Students are adapting well to the new preference-based computer system after rising seniors applied for on-campus housing last week, said Seth Weinshel, assignments director of GW Housing Programs.
Whereas students previously chose available rooms during time slots governed by randomly assigned numbers, the new assignment system called iHousing uses a computer program to make assignments based on individual preferences of buildings, room sizes and roommates.
“We’ve done everything we need to do to make the system as not confusing as possible,” Weinshel said. “We haven’t heard people say ‘This was hard to figure out.'”
Although the process is different from what students have experienced in the past, Weinshel said students shouldn’t be confused as iHousing is a very similar system to freshman housing selection. About 80 percent of rising seniors completed online housing applications last week. The other 20 percent are either planning to live off campus or failed to complete their forms on time.
Weinshel added that GW Housing Programs has dedicated many hours toward educating students on the new system. He said students that are constantly in contact with other students, such as Residential Property Management staff and members of the Student Association, all received training on the new program.
GW Housing Programs recommends students choose at least five preferences. Most students have chosen five to seven, but preferences can range from one to 17.
On March 29, most students applying for on-campus housing will receive an assignment. Some students, however, will be placed on a wait list because the computer system could not match an available room with their preferences.
Rising sophomores not receiving a housing assignment go onto a guaranteed wait list because of a zoning agreement requiring all underclassmen to be housed on campus. Weinshel said he does not expect there to be a wait list for rising sophomores, but it is a possibility. He said he expects a non-guaranteed wait list for rising upperclassmen.
Weinshel was also confident that GW Housing Programs will be able to find assignments for upperclassmen on the non-guaranteed wait list that includes students wanting to live on campus. He said that 90 percent of students who did not get an initial assignment last year were placed in housing.

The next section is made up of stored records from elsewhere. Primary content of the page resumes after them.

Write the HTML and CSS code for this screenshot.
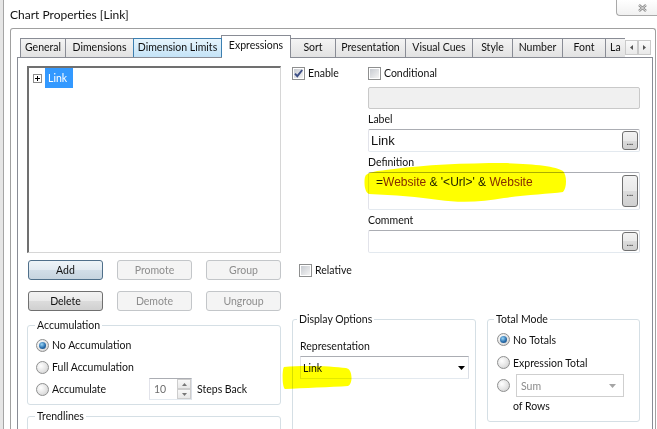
FILE: index.html
```html
<!DOCTYPE html>
<html lang="en">
<head>
    <meta charset="UTF-8">
    <meta name="viewport" content="width=device-width, initial-scale=1.0">
    <title>Chart Properties [Link]</title>
    <link rel="stylesheet" href="styles.css">
</head>
<body>

<div class="window">
<div class="frame">

    <div class="titlebar">
        <span class="title">Chart Properties [Link]</span>
        <div class="close-btn">
            <svg width="9" height="8" viewBox="0 0 9 8">
                <path d="M1 1l7 6M8 1L1 7" stroke="#8c8c8c" stroke-width="2.4" fill="none"/>
                <path d="M1 1l7 6M8 1L1 7" stroke="#fff" stroke-width="0.7" fill="none"/>
            </svg>
        </div>
    </div>

    <div class="client">
        <div class="tabstrip">
            <div class="tabs">
                <div class="tab">General</div>
                <div class="tab">Dimensions</div>
                <div class="tab hover">Dimension Limits</div>
                <div class="tab active">Expressions</div>
                <div class="tab">Sort</div>
                <div class="tab">Presentation</div>
                <div class="tab">Visual Cues</div>
                <div class="tab">Style</div>
                <div class="tab">Number</div>
                <div class="tab">Font</div>
                <div class="tab cut">La</div>
            </div>
            <div class="tab-scroll">
                <span class="scroll-btn"><svg width="3" height="5" viewBox="0 0 3 5"><path d="M3 0v5L0 2.5z" fill="#555"/></svg></span>
                <span class="scroll-btn"><svg width="3" height="5" viewBox="0 0 3 5"><path d="M0 0v5l3-2.5z" fill="#555"/></svg></span>
            </div>
        </div>

        <div class="tab-panel">
            <div class="top-area">

                <!-- expression list + buttons -->
                <div class="list-col">
                    <div class="tree-box">
                        <div class="tree-item">
                            <svg class="expander" width="9" height="9" viewBox="0 0 9 9">
                                <rect x="0.5" y="0.5" width="8" height="8" fill="#fff" stroke="#8c8c8c"/>
                                <path d="M2 4.5h5M4.5 2v5" stroke="#000"/>
                            </svg>
                            <span class="tree-label">Link</span>
                        </div>
                    </div>
                    <div class="btn-row">
                        <button class="btn default">Add</button>
                        <button class="btn" disabled>Promote</button>
                        <button class="btn" disabled>Group</button>
                    </div>
                    <div class="btn-row second">
                        <button class="btn">Delete</button>
                        <button class="btn" disabled>Demote</button>
                        <button class="btn" disabled>Ungroup</button>
                    </div>
                </div>

                <!-- expression settings -->
                <div class="expr-col">
                    <div class="check-line enable">
                        <span class="check">
                            <svg width="9" height="9" viewBox="0 0 9 9"><path d="M1 4.6l2.3 2.6L8.2 1" fill="none" stroke="#3d4f86" stroke-width="1.9"/></svg>
                        </span>
                        Enable
                    </div>
                    <div class="expr-fields">
                        <div class="check-line"><span class="check"></span>Conditional</div>
                        <div class="field cond-box"></div>

                        <div class="field-label">Label</div>
                        <div class="field">
                            <span class="field-text">Link</span>
                            <span class="dots-btn">...</span>
                        </div>

                        <div class="field-label">Definition</div>
                        <div class="field def-box">
                            <span class="def-text">=<span class="fieldname">Website</span> &amp; '&lt;Url&gt;' &amp; <span class="fieldname">Website</span></span>
                            <span class="dots-btn">...</span>
                            <svg class="marker def-marker" width="204" height="42" viewBox="0 0 204 42">
                                <path d="M1 14C2 9 12 8 30 6C60 2 100 0 140 0C170 1 192 3 199 8C203 12 203 25 199 29C185 31 160 32 140 35C120 39 95 40 75 37C55 34 30 32 5 31C0 29 0 18 1 14Z" fill="#ffff00"/>
                            </svg>
                        </div>

                        <div class="field-label">Comment</div>
                        <div class="field">
                            <span class="field-text"></span>
                            <span class="dots-btn">...</span>
                        </div>
                    </div>
                    <div class="check-line relative"><span class="check"></span>Relative</div>
                </div>
            </div>

            <div class="bottom-area">
                <div class="group-col">
                    <fieldset class="group accum">
                        <legend>Accumulation</legend>
                        <div class="radio-line"><span class="radio on"></span>No Accumulation</div>
                        <div class="radio-line"><span class="radio"></span>Full Accumulation</div>
                        <div class="radio-line steps">
                            <span class="radio-line"><span class="radio"></span>Accumulate</span>
                            <span class="spinner">
                                <span class="spinner-value">10</span>
                                <span class="spin-btns">
                                    <span class="spin-btn"><svg width="5" height="3" viewBox="0 0 5 3"><path d="M0 3h5L2.5 0z" fill="#777"/></svg></span>
                                    <span class="spin-btn"><svg width="5" height="3" viewBox="0 0 5 3"><path d="M0 0h5L2.5 3z" fill="#777"/></svg></span>
                                </span>
                            </span>
                            <span>Steps Back</span>
                        </div>
                    </fieldset>
                    <fieldset class="group trend">
                        <legend>Trendlines</legend>
                    </fieldset>
                </div>

                <fieldset class="group display">
                    <legend>Display Options</legend>
                    <div class="rep-label">Representation</div>
                    <div class="combo">
                        <span>Link</span>
                        <svg width="7" height="4" viewBox="0 0 7 4"><path d="M0 0h7L3.5 4z" fill="#000"/></svg>
                    </div>
                    <svg class="marker rep-marker" width="72" height="26" viewBox="0 0 72 26">
                        <path d="M2 3C20 1 50 2 64 4C71 5 71 20 66 22C50 23 20 24 3 25C0 24 0 5 2 3Z" fill="#ffff00"/>
                    </svg>
                </fieldset>

                <fieldset class="group total">
                    <legend>Total Mode</legend>
                    <div class="radio-line"><span class="radio on"></span>No Totals</div>
                    <div class="radio-line"><span class="radio"></span>Expression Total</div>
                    <div class="radio-line">
                        <span class="radio"></span>
                        <span class="combo sum">
                            <span>Sum</span>
                            <svg width="7" height="4" viewBox="0 0 7 4"><path d="M0 0h7L3.5 4z" fill="#a5a5a5"/></svg>
                        </span>
                    </div>
                    <div class="of-rows">of Rows</div>
                </fieldset>
            </div>
        </div>
    </div>

</div>
</div>

</body>
</html>
```

FILE: styles.css
```css
* {
    box-sizing: border-box;
}

body {
    margin: 0;
    background-color: #fff;
    font-family: Lato, "Noto Sans", sans-serif;
    font-size: 10.5px;
    color: #111;
    overflow: hidden;
}

.window {
    width: 657px;
    height: 429px;
    border-left: 3px solid #e6e6e6;
    overflow: hidden;
}

.frame {
    height: 100%;
    border-left: 1px solid #a5a5a5;
}

/* title bar */

.titlebar {
    display: flex;
    justify-content: space-between;
    align-items: flex-start;
    height: 28px;
}

.title {
    padding: 8px 0 0 6px;
    font-size: 12px;
    line-height: 14px;
}

.close-btn {
    width: 41px;
    height: 16px;
    border: 1px solid #a9a9a9;
    border-top: 0;
    border-right: 0;
    border-bottom-left-radius: 4px;
    background: linear-gradient(#fff, #f1f1f1);
    display: flex;
    align-items: center;
    padding-left: 21px;
}

/* client area */

.client {
    margin-left: 6px;
    width: 646px;
    height: 401px;
    border: 1px solid #a0a0a0;
    border-bottom: 0;
    border-radius: 3px 3px 0 0;
    padding: 6px 2px 0 6px;
}

.tabstrip {
    display: flex;
    height: 23px;
    padding-left: 3px;
}

.tabs {
    width: 605px;
    height: 23px;
    display: grid;
    grid-template-columns: 46px 68px 88px 69px 45px 70px 67px 40px 50px 43px 20px;
    align-items: end;
    overflow: hidden;
}

.tab {
    height: 19px;
    margin-bottom: 1px;
    border: 1px solid #898c95;
    border-bottom: 0;
    background: linear-gradient(#f4f4f4, #e2e2e2);
    text-align: center;
    line-height: 17px;
    white-space: nowrap;
    overflow: hidden;
}

.tab + .tab {
    margin-left: -1px;
}

.tab.cut {
    text-align: left;
    padding-left: 4px;
    border-right: 0;
}

.tab.hover {
    background: linear-gradient(#e6f4fc, #c4e3f7);
    border-color: #3c7fb1;
    position: relative;
    z-index: 1;
}

.tab.active {
    height: 23px;
    margin-bottom: 0;
    background: #fff;
    line-height: 19px;
}

.tab-scroll {
    display: flex;
    margin-top: 5px;
    align-self: flex-start;
}

.scroll-btn {
    width: 13px;
    height: 15px;
    border: 1px solid #cacaca;
    background: linear-gradient(#fbfbfb, #e9e9e9);
    display: grid;
    place-items: center;
}

.tab-panel {
    margin-top: -1px;
    height: 380px;
    border: 1px solid #898c95;
    background-color: #fff;
    padding: 8px 12px 0 9px;
}

/* upper part */

.top-area {
    display: grid;
    grid-template-columns: 254px 1fr;
    column-gap: 10px;
}

.tree-box {
    height: 187px;
    border-style: solid;
    border-width: 2px 1px 1px 2px;
    border-color: #707070 #d6d6d6 #d6d6d6 #707070;
    padding-left: 4px;
}

.tree-item {
    display: flex;
    align-items: center;
    height: 20px;
}

.tree-label {
    margin-left: 3px;
    width: 28px;
    padding-left: 3px;
    line-height: 20px;
    background-color: #3399ff;
    color: #fff;
}

.btn-row {
    display: flex;
    justify-content: space-between;
    margin: 7px 0 0 1px;
}

.btn-row.second {
    margin-top: 11px;
}

.btn {
    width: 75px;
    height: 20px;
    padding: 0;
    font: inherit;
    color: #111;
    border: 1px solid #707070;
    border-radius: 3px;
    background: linear-gradient(#f3f3f3, #e9e9e9 50%, #dcdcdc 50%, #d0d0d0);
    line-height: 18px;
}

.btn.default {
    border-color: #4f6f8a;
    background: linear-gradient(#eef4f8, #e1eaf1 50%, #d2dee8 50%, #c6d4df);
}

.btn:disabled {
    border-color: #c3c6c9;
    background: #f4f4f4;
    color: #8d8d8d;
}

.expr-col {
    display: grid;
    grid-template-columns: 77px 1fr;
    align-content: start;
}

.check-line {
    display: flex;
    align-items: center;
    gap: 3px;
    height: 14px;
}

.check-line.enable {
    margin-left: 1px;
}

.check-line.relative {
    grid-column: 1 / -1;
    margin: 10px 0 0 8px;
}

.check {
    width: 13px;
    height: 13px;
    flex: none;
    border: 1px solid #8e8f8f;
    padding: 1px;
    background: linear-gradient(135deg, #c7cbd1, #f4f4f4) content-box, #fff;
    display: grid;
    place-items: center;
}

.field {
    height: 23px;
    border: 1px solid;
    border-color: #abadb3 #dbdfe6 #e3e9ef #e2e3ea;
    border-radius: 2px;
    display: flex;
    justify-content: space-between;
    align-items: center;
    padding-right: 1px;
}

.field.cond-box {
    height: 22px;
    margin: 7px 0 1px;
    border-color: #c9c9c9;
    background-color: #f0f0f0;
}

.field-label {
    margin-top: 3px;
    line-height: 14px;
}

.field-label + .field {
    margin-top: 3px;
}

.field-text {
    padding-left: 2px;
    font-family: "Liberation Sans", Arial, sans-serif;
    font-size: 13px;
}

.def-box {
    position: relative;
    height: 38px;
    align-items: flex-start;
}

.def-text {
    padding: 2px 0 0 7px;
    font-family: "Liberation Sans", Arial, sans-serif;
    font-size: 12px;
    line-height: 14px;
    color: #222;
}

.fieldname {
    color: #852c00;
}

.dots-btn {
    width: 16px;
    height: 19px;
    align-self: center;
    border: 1px solid #707070;
    border-radius: 3px;
    background: linear-gradient(#f3f3f3, #e9e9e9 50%, #dcdcdc 50%, #d0d0d0);
    text-align: center;
    font-size: 9px;
    line-height: 9px;
    padding-top: 5px;
}

.def-box .dots-btn {
    height: 32px;
    padding-top: 12px;
}

.marker {
    position: absolute;
    mix-blend-mode: multiply;
}

.def-marker {
    left: -5px;
    top: -10px;
}

/* lower part */

.bottom-area {
    margin-top: 1px;
    display: grid;
    grid-template-columns: 254px 184px 1fr;
    column-gap: 11px;
    align-items: start;
}

.group {
    margin: 0;
    min-width: 0;
    padding: 2px 6px 3px 8px;
    border: 1px solid #d5dfe5;
    border-radius: 3px;
}

.group legend {
    padding: 0 2px;
    margin-left: -1px;
    line-height: 14px;
}

.group.accum {
    margin-top: 6px;
    height: 87px;
}

.group.trend {
    margin-top: 4px;
    height: 40px;
}

.group.display {
    position: relative;
    height: 130px;
    padding-left: 7px;
}

.group.display legend,
.group.total legend {
    margin-left: -3px;
}

.group.total {
    height: 110px;
    padding-left: 9px;
}

.radio-line {
    display: flex;
    align-items: center;
    gap: 3px;
    height: 22px;
}

.total .radio-line {
    height: 23px;
}

.radio {
    width: 13px;
    height: 13px;
    flex: none;
    border-radius: 50%;
    border: 1px solid #8e8f8f;
    background: radial-gradient(circle at 35% 35%, #fff, #e4e4e4 55%, #c9c9c9);
    display: grid;
    place-items: center;
}

.radio.on::after {
    content: "";
    width: 7px;
    height: 7px;
    border-radius: 50%;
    background: radial-gradient(circle at 40% 35%, #9ad6f7, #2a6fad 55%, #0d3b6b);
}

.radio-line.steps {
    display: grid;
    grid-template-columns: 108px 43px auto;
    column-gap: 5px;
}

.spinner {
    height: 22px;
    border: 1px solid;
    border-color: #abadb3 #dbdfe6 #e3e9ef #e2e3ea;
    display: flex;
    justify-content: space-between;
}

.spinner-value {
    padding-left: 4px;
    line-height: 20px;
    color: #6d6d6d;
}

.spin-btns {
    width: 14px;
    display: flex;
    flex-direction: column;
}

.spin-btn {
    flex: 1;
    border: 1px solid #cdcdcd;
    background: linear-gradient(#f8f8f8, #e8e8e8);
    display: grid;
    place-items: center;
}

.rep-label {
    margin-top: 11px;
    line-height: 14px;
}

.combo {
    margin-top: 3px;
    height: 23px;
    border: 1px solid;
    border-color: #abadb3 #dbdfe6 #e3e9ef #e2e3ea;
    display: flex;
    align-items: center;
    justify-content: space-between;
    padding: 0 3px 0 2px;
}

.combo.sum {
    margin: 0 0 0 3px;
    width: 108px;
    border-color: #cfcfcf;
    padding: 0 7px 0 4px;
    color: #8b8b8b;
}

.rep-marker {
    left: -11px;
    top: 38px;
}

.of-rows {
    margin: 2px 0 0 16px;
    line-height: 14px;
}
```
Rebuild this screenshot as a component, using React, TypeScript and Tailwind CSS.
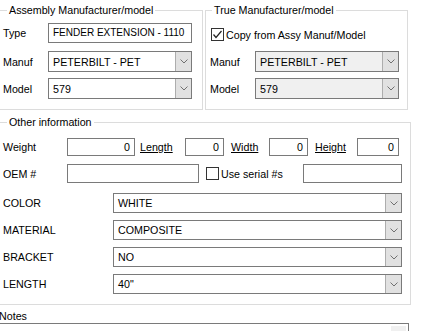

Many of those who were not placed simply had unrealistic standards, Weinshel added. “(If) they only want to live in a single with (a) kitchen, we’ll most likely be unable to accommodate them,” he said.
One of the organizations that worked to get the University’s housing assignment system changed is the Residence Hall Association, a student group that works with GW Housing Programs. RHA President Hayley Haldeman said she has heard mostly good things from students.
“For the most part a lot of the people that I’ve talked to have said more or less it’s pretty easy,” Haldeman, a sophomore, said. “I think in general there is sort of a wave of calm about this.”
She added that students wishing to guarantee their top choice can participate in the Martha’s Marathon housing number raffle and auction Friday. The No. 1 and 2 assignments will be raffled off and assignments three through five will be auctioned to the highest bidder. The computer assignment system has been programmed to assign those who win the raffles and auctions in order and then process the rest of the students’ requests.
Last year’s highest bid last year was $7,000, Haldeman said.
Haldeman said she and other members of the RHA have been getting the word out to students to choose many preferences in order to allow the system to work well.
Rising senior Emily Narkis said she favors the new system because she doesn’t have any specific roommate preferences.
“I didn’t really have a lot of people I wanted to live with, so this system is better for that,” she said.
Narkis said the previous system didn’t stress her out more; it just took longer to get her assignment.
Even though junior David Margules had a group of roommates arranged, he said he wasn’t concerned that he’d be worse off with the new system. He said he and his three friends chose the recommended seven preferences even though it meant choosing rooms he wasn’t interested in.
“They said seven choices so that’s what we did. I don’t think they’re going to use it against me,” Margules said.